** start **

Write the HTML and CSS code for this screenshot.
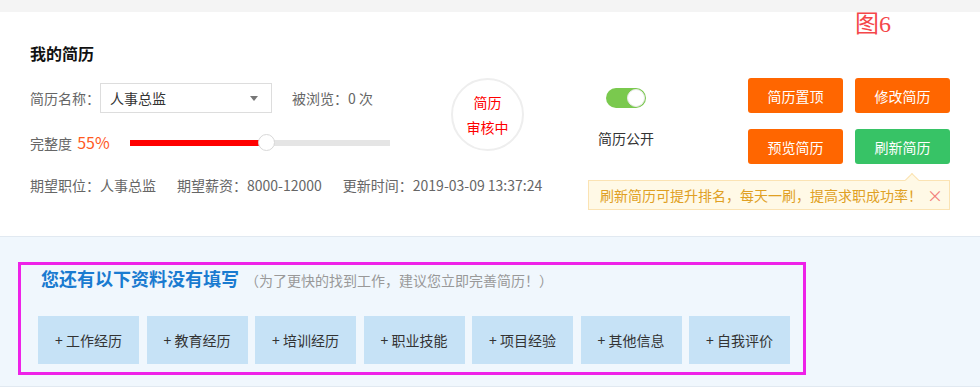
FILE: index.html
```html
<!DOCTYPE html>
<html lang="zh-CN">
<head>
    <meta charset="UTF-8">
    <meta name="viewport" content="width=device-width, initial-scale=1.0">
    <title>我的简历</title>
    <link rel="stylesheet" href="styles.css">
</head>
<body>

    <div class="topbar"></div>

    <div class="resume">
        <span class="fig-label">图6</span>
        <h2 class="resume-title">我的简历</h2>

        <div class="resume-main">
            <div class="info">
                <div class="info-row">
                    <span class="label">简历名称：</span>
                    <div class="select">
                        <span>人事总监</span>
                        <span class="caret"></span>
                    </div>
                    <span class="views">被浏览：0 次</span>
                </div>
                <div class="info-row progress-row">
                    <span class="progress-label">完整度 <em>55%</em></span>
                    <div class="track">
                        <div class="fill" style="width:52.3%"></div>
                        <span class="knob" style="left:52.3%"></span>
                    </div>
                </div>
            </div>

            <div class="status">
                <span>简历</span>
                <span>审核中</span>
            </div>

            <div class="public">
                <span class="switch"><span class="switch-dot"></span></span>
                <span class="public-label">简历公开</span>
            </div>

            <div class="actions">
                <button class="btn">简历置顶</button>
                <button class="btn">修改简历</button>
                <button class="btn">预览简历</button>
                <button class="btn btn-green">刷新简历</button>
                <div class="tip">
                    刷新简历可提升排名，每天一刷，提高求职成功率！
                    <span class="tip-close">×</span>
                </div>
            </div>
        </div>

        <div class="meta">
            <span>期望职位：人事总监</span>
            <span>期望薪资：8000-12000</span>
            <span>更新时间：2019-03-09 13:37:24</span>
        </div>
    </div>

    <div class="missing">
        <div class="missing-box">
            <h3 class="missing-title">您还有以下资料没有填写<small>（为了更快的找到工作，建议您立即完善简历！）</small></h3>
            <div class="missing-list">
                <a class="add-item">+ 工作经历</a>
                <a class="add-item">+ 教育经历</a>
                <a class="add-item">+ 培训经历</a>
                <a class="add-item">+ 职业技能</a>
                <a class="add-item">+ 项目经验</a>
                <a class="add-item">+ 其他信息</a>
                <a class="add-item">+ 自我评价</a>
            </div>
        </div>
    </div>

</body>
</html>
```

FILE: styles.css
```css
body {
    font-family: "Noto Sans CJK SC", "Microsoft YaHei", sans-serif;
    margin: 0;
    padding: 0;
    font-size: 14px;
    color: #666;
    background: #fff;
}

.topbar {
    height: 12px;
    background: #f4f4f4;
}

.resume {
    position: relative;
    padding: 30px 30px 41px;
    border-bottom: 1px solid #e1e9f1;
}

.fig-label {
    position: absolute;
    left: 855px;
    top: 0;
    font-family: "Liberation Serif", "Noto Sans CJK SC", serif;
    font-size: 24px;
    line-height: 24px;
    color: #f4474a;
}

.resume-title {
    margin: 0;
    font-size: 16px;
    line-height: 22px;
    color: #111;
    font-weight: bold;
}

.resume-main {
    display: flex;
    align-items: flex-start;
    margin-top: 14px;
}

.info {
    width: 421px;
    padding-top: 5px;
}

.info-row {
    display: flex;
    align-items: center;
    height: 30px;
    white-space: nowrap;
}

.label {
    width: 70px;
}

.select {
    width: 172px;
    height: 30px;
    box-sizing: border-box;
    border: 1px solid #ddd;
    padding: 0 9px;
    display: flex;
    align-items: center;
    justify-content: space-between;
    color: #333;
}

.caret {
    width: 0;
    height: 0;
    border-left: 4px solid transparent;
    border-right: 4px solid transparent;
    border-top: 5px solid #777;
    margin-right: 4px;
}

.views {
    margin-left: 20px;
}

.progress-row {
    margin-top: 19px;
    height: 20px;
}

.progress-label {
    width: 100px;
}

.progress-label em {
    font-style: normal;
    font-size: 16px;
    color: #ff5a1f;
    margin-left: 2px;
}

.track {
    position: relative;
    width: 260px;
    height: 6px;
    background: #e5e5e5;
    margin-top: 2px;
}

.fill {
    height: 100%;
    background: #f00;
}

.knob {
    position: absolute;
    top: 50%;
    width: 15px;
    height: 15px;
    margin: -9px 0 0 -8px;
    border: 1px solid #d8d8d8;
    border-radius: 50%;
    background: #fff;
}

.status {
    width: 73px;
    height: 73px;
    box-sizing: border-box;
    border: 2px solid #eee;
    border-radius: 50%;
    display: flex;
    flex-direction: column;
    align-items: center;
    justify-content: center;
    color: #f00;
    line-height: 25px;
}

.public {
    display: flex;
    flex-direction: column;
    align-items: center;
    margin-left: 74px;
    padding-top: 10px;
}

.switch {
    position: relative;
    width: 40px;
    height: 20px;
    border-radius: 10px;
    background: #7ac94e;
}

.switch-dot {
    position: absolute;
    right: 1px;
    top: 1px;
    width: 18px;
    height: 18px;
    box-sizing: border-box;
    border-radius: 50%;
    background: #fff;
    border: 1px solid #e8e8e8;
}

.public-label {
    margin-top: 20px;
    color: #333;
    line-height: 20px;
}

.actions {
    position: relative;
    margin-left: auto;
    display: grid;
    grid-template-columns: 95px 95px;
    column-gap: 12px;
    row-gap: 16px;
}

.btn {
    height: 35px;
    border: none;
    border-radius: 3px;
    background: #ff6600;
    color: #fff;
    font-family: inherit;
    font-size: 14px;
    padding: 0;
    cursor: pointer;
}

.btn-green {
    background: #37c366;
}

.tip {
    position: absolute;
    right: 0;
    top: 102px;
    width: 362px;
    height: 30px;
    box-sizing: border-box;
    border: 1px solid #fbe3b3;
    background: #fff9e6;
    color: #e0a023;
    padding-left: 11px;
    line-height: 28px;
    white-space: nowrap;
}

.tip::before {
    content: "";
    position: absolute;
    top: -6px;
    right: 32px;
    width: 9px;
    height: 9px;
    background: #fff9e6;
    border-left: 1px solid #fbe3b3;
    border-top: 1px solid #fbe3b3;
    transform: rotate(45deg);
}

.tip-close {
    position: absolute;
    right: 6px;
    top: 0;
    color: #f2807a;
    font-size: 16px;
}

.meta {
    display: flex;
    gap: 21px;
    margin-top: 11px;
    line-height: 20px;
}

.missing {
    background: #f0f7fd;
    padding: 25px 18px 11px;
    border-bottom: 1px solid #e1e9f1;
}

.missing-box {
    width: 788px;
    height: 113px;
    box-sizing: border-box;
    border: 3px solid #ee22e8;
    padding-left: 17px;
}

.missing-title {
    margin: 1px 0 0 3px;
    font-size: 18px;
    line-height: 24px;
    color: #1a7bd0;
    font-weight: bold;
}

.missing-title small {
    font-size: 14px;
    font-weight: normal;
    color: #999;
    margin-left: 6px;
}

.missing-list {
    display: flex;
    gap: 7.5px;
    margin-top: 24px;
}

.add-item {
    flex: none;
    width: 101px;
    height: 48px;
    display: flex;
    align-items: center;
    justify-content: center;
    background: #c6e2f6;
    color: #333;
}
```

** end **

TASK TO COMPLETE:
Without the pictures, repeat the listing above exactly.

FULL RESPONSE:
Write the HTML and CSS code for this screenshot.
FILE: index.html
```html
<!DOCTYPE html>
<html lang="zh-CN">
<head>
    <meta charset="UTF-8">
    <meta name="viewport" content="width=device-width, initial-scale=1.0">
    <title>我的简历</title>
    <link rel="stylesheet" href="styles.css">
</head>
<body>

    <div class="topbar"></div>

    <div class="resume">
        <span class="fig-label">图6</span>
        <h2 class="resume-title">我的简历</h2>

        <div class="resume-main">
            <div class="info">
                <div class="info-row">
                    <span class="label">简历名称：</span>
                    <div class="select">
                        <span>人事总监</span>
                        <span class="caret"></span>
                    </div>
                    <span class="views">被浏览：0 次</span>
                </div>
                <div class="info-row progress-row">
                    <span class="progress-label">完整度 <em>55%</em></span>
                    <div class="track">
                        <div class="fill" style="width:52.3%"></div>
                        <span class="knob" style="left:52.3%"></span>
                    </div>
                </div>
            </div>

            <div class="status">
                <span>简历</span>
                <span>审核中</span>
            </div>

            <div class="public">
                <span class="switch"><span class="switch-dot"></span></span>
                <span class="public-label">简历公开</span>
            </div>

            <div class="actions">
                <button class="btn">简历置顶</button>
                <button class="btn">修改简历</button>
                <button class="btn">预览简历</button>
                <button class="btn btn-green">刷新简历</button>
                <div class="tip">
                    刷新简历可提升排名，每天一刷，提高求职成功率！
                    <span class="tip-close">×</span>
                </div>
            </div>
        </div>

        <div class="meta">
            <span>期望职位：人事总监</span>
            <span>期望薪资：8000-12000</span>
            <span>更新时间：2019-03-09 13:37:24</span>
        </div>
    </div>

    <div class="missing">
        <div class="missing-box">
            <h3 class="missing-title">您还有以下资料没有填写<small>（为了更快的找到工作，建议您立即完善简历！）</small></h3>
            <div class="missing-list">
                <a class="add-item">+ 工作经历</a>
                <a class="add-item">+ 教育经历</a>
                <a class="add-item">+ 培训经历</a>
                <a class="add-item">+ 职业技能</a>
                <a class="add-item">+ 项目经验</a>
                <a class="add-item">+ 其他信息</a>
                <a class="add-item">+ 自我评价</a>
            </div>
        </div>
    </div>

</body>
</html>
```

FILE: styles.css
```css
body {
    font-family: "Noto Sans CJK SC", "Microsoft YaHei", sans-serif;
    margin: 0;
    padding: 0;
    font-size: 14px;
    color: #666;
    background: #fff;
}

.topbar {
    height: 12px;
    background: #f4f4f4;
}

.resume {
    position: relative;
    padding: 30px 30px 41px;
    border-bottom: 1px solid #e1e9f1;
}

.fig-label {
    position: absolute;
    left: 855px;
    top: 0;
    font-family: "Liberation Serif", "Noto Sans CJK SC", serif;
    font-size: 24px;
    line-height: 24px;
    color: #f4474a;
}

.resume-title {
    margin: 0;
    font-size: 16px;
    line-height: 22px;
    color: #111;
    font-weight: bold;
}

.resume-main {
    display: flex;
    align-items: flex-start;
    margin-top: 14px;
}

.info {
    width: 421px;
    padding-top: 5px;
}

.info-row {
    display: flex;
    align-items: center;
    height: 30px;
    white-space: nowrap;
}

.label {
    width: 70px;
}

.select {
    width: 172px;
    height: 30px;
    box-sizing: border-box;
    border: 1px solid #ddd;
    padding: 0 9px;
    display: flex;
    align-items: center;
    justify-content: space-between;
    color: #333;
}

.caret {
    width: 0;
    height: 0;
    border-left: 4px solid transparent;
    border-right: 4px solid transparent;
    border-top: 5px solid #777;
    margin-right: 4px;
}

.views {
    margin-left: 20px;
}

.progress-row {
    margin-top: 19px;
    height: 20px;
}

.progress-label {
    width: 100px;
}

.progress-label em {
    font-style: normal;
    font-size: 16px;
    color: #ff5a1f;
    margin-left: 2px;
}

.track {
    position: relative;
    width: 260px;
    height: 6px;
    background: #e5e5e5;
    margin-top: 2px;
}

.fill {
    height: 100%;
    background: #f00;
}

.knob {
    position: absolute;
    top: 50%;
    width: 15px;
    height: 15px;
    margin: -9px 0 0 -8px;
    border: 1px solid #d8d8d8;
    border-radius: 50%;
    background: #fff;
}

.status {
    width: 73px;
    height: 73px;
    box-sizing: border-box;
    border: 2px solid #eee;
    border-radius: 50%;
    display: flex;
    flex-direction: column;
    align-items: center;
    justify-content: center;
    color: #f00;
    line-height: 25px;
}

.public {
    display: flex;
    flex-direction: column;
    align-items: center;
    margin-left: 74px;
    padding-top: 10px;
}

.switch {
    position: relative;
    width: 40px;
    height: 20px;
    border-radius: 10px;
    background: #7ac94e;
}

.switch-dot {
    position: absolute;
    right: 1px;
    top: 1px;
    width: 18px;
    height: 18px;
    box-sizing: border-box;
    border-radius: 50%;
    background: #fff;
    border: 1px solid #e8e8e8;
}

.public-label {
    margin-top: 20px;
    color: #333;
    line-height: 20px;
}

.actions {
    position: relative;
    margin-left: auto;
    display: grid;
    grid-template-columns: 95px 95px;
    column-gap: 12px;
    row-gap: 16px;
}

.btn {
    height: 35px;
    border: none;
    border-radius: 3px;
    background: #ff6600;
    color: #fff;
    font-family: inherit;
    font-size: 14px;
    padding: 0;
    cursor: pointer;
}

.btn-green {
    background: #37c366;
}

.tip {
    position: absolute;
    right: 0;
    top: 102px;
    width: 362px;
    height: 30px;
    box-sizing: border-box;
    border: 1px solid #fbe3b3;
    background: #fff9e6;
    color: #e0a023;
    padding-left: 11px;
    line-height: 28px;
    white-space: nowrap;
}

.tip::before {
    content: "";
    position: absolute;
    top: -6px;
    right: 32px;
    width: 9px;
    height: 9px;
    background: #fff9e6;
    border-left: 1px solid #fbe3b3;
    border-top: 1px solid #fbe3b3;
    transform: rotate(45deg);
}

.tip-close {
    position: absolute;
    right: 6px;
    top: 0;
    color: #f2807a;
    font-size: 16px;
}

.meta {
    display: flex;
    gap: 21px;
    margin-top: 11px;
    line-height: 20px;
}

.missing {
    background: #f0f7fd;
    padding: 25px 18px 11px;
    border-bottom: 1px solid #e1e9f1;
}

.missing-box {
    width: 788px;
    height: 113px;
    box-sizing: border-box;
    border: 3px solid #ee22e8;
    padding-left: 17px;
}

.missing-title {
    margin: 1px 0 0 3px;
    font-size: 18px;
    line-height: 24px;
    color: #1a7bd0;
    font-weight: bold;
}

.missing-title small {
    font-size: 14px;
    font-weight: normal;
    color: #999;
    margin-left: 6px;
}

.missing-list {
    display: flex;
    gap: 7.5px;
    margin-top: 24px;
}

.add-item {
    flex: none;
    width: 101px;
    height: 48px;
    display: flex;
    align-items: center;
    justify-content: center;
    background: #c6e2f6;
    color: #333;
}
```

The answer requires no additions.